I decided for funsies to google this statement by John F. Kerry, made earlier this month on his three-day venture into the American heartland (Wisconsin, Iowa, Minnesota) designed to prove that he’s just an ordinary guy, not a rich Massachusetts liberal who wants to be president. Ordinary guys in the rural Midwest like to hunt–and so, said Kerry, does he! The next question was: What kind of hunting does Kerry like best?
“”I’d have to say deer….I go out with my trusty 12-gauge double-barrel, crawl around on my stomach. I track and move and decoy and play games and try to outsmart them. You know, you kind of play the wind. That’s hunting.”
So I couldn’t resist typing “John Kerry trusty double-barrel” into Google. Did I get an eyeful! The Free Republic blog noted the following:
“John Kerry has the highest rating on the Humane Scorecard sponsored jointly by the Humane Society of the United States (HSUS) and the Fund for Animals. Both groups are firmly committed to ending hunting in this country….
“Heidi Prescott, the National Director of the Fund for Animals, said in a 1995 speech that the Fund for Animals is ‘unalterably opposed to the killing of animals for sport’ (emphasis added). (Speech by Heidi Prescott to the 4th Annual Governors Symposium on North America’s Hunting Heritage, August 1995)”
On the GOPUSA blog I found the following comment on an Associated Press photo of Kerry in Holmen, Minn., posed holding a firearm along with members of the Gunslick Trap Club (sorry, the photo itself isn’t on the web):
“He doesn’t know what to do with his thumbs. Somebody better show how to hold the shotgun properly so that the recoil doesn’t put his thumb into his eye.”

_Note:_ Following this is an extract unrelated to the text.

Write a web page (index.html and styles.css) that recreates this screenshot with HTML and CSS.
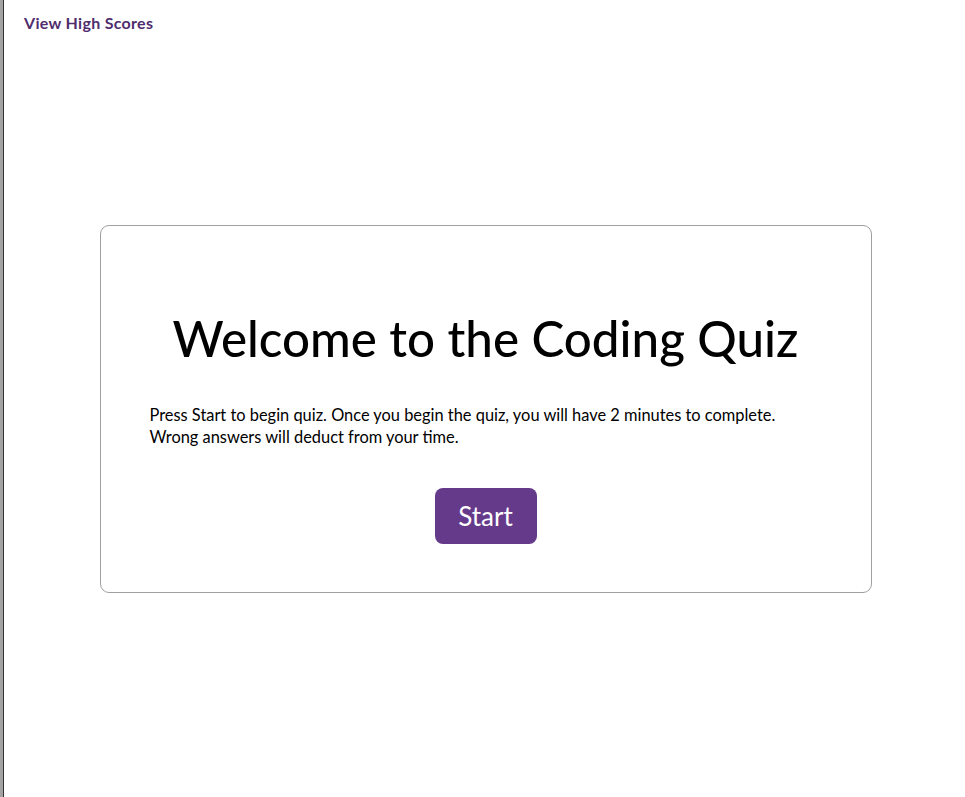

Then came Women Hunters (I like this site!). One of the hunters, a gal named Sue, posted the material from Free Republic about Kerry’s Humane Scorecard rating (and more) in a section titled Kerry on Hunting, with the following comment:
“As hunter I ask you to read Kerry On Hunting and think about what can happen to the hunting future for you and our kids… If it does not change your mind then dig for the facts for yourself. Pray for the future of America. If they take our hunting rights and our rights to own guns then what is next?”
Naturally the richest commentary of all on Deerslayer Kerry comes from Mark Steyn in the U.K. Telegraph:
“This caused huge hilarity among my New Hampshire neighbours. None of us has ever heard of anybody deer hunting by crawling around on his stomach, even in Massachusetts. The trick is to blend in with the woods and, given that John Kerry already looks like a forlorn tree in late fall, it’s hard to see why he’d give up his natural advantage in order to hunt horizontally.
“Possibly his weird Vietnam nostalgia is getting out of control. Still, if I come across a guy in the woods in deer season inching through the undergrowth with a mouthful of bear scat, at least I’ll know who it is.
“Conversely, if you’re a 14-point buck and get shot in the toe this autumn, you’ll know who to sue.”
John, John, you’ve got a big speech to deliver tomorrow! I’ve got a feeling the recoil is going to leave a thumb in someone’s eye.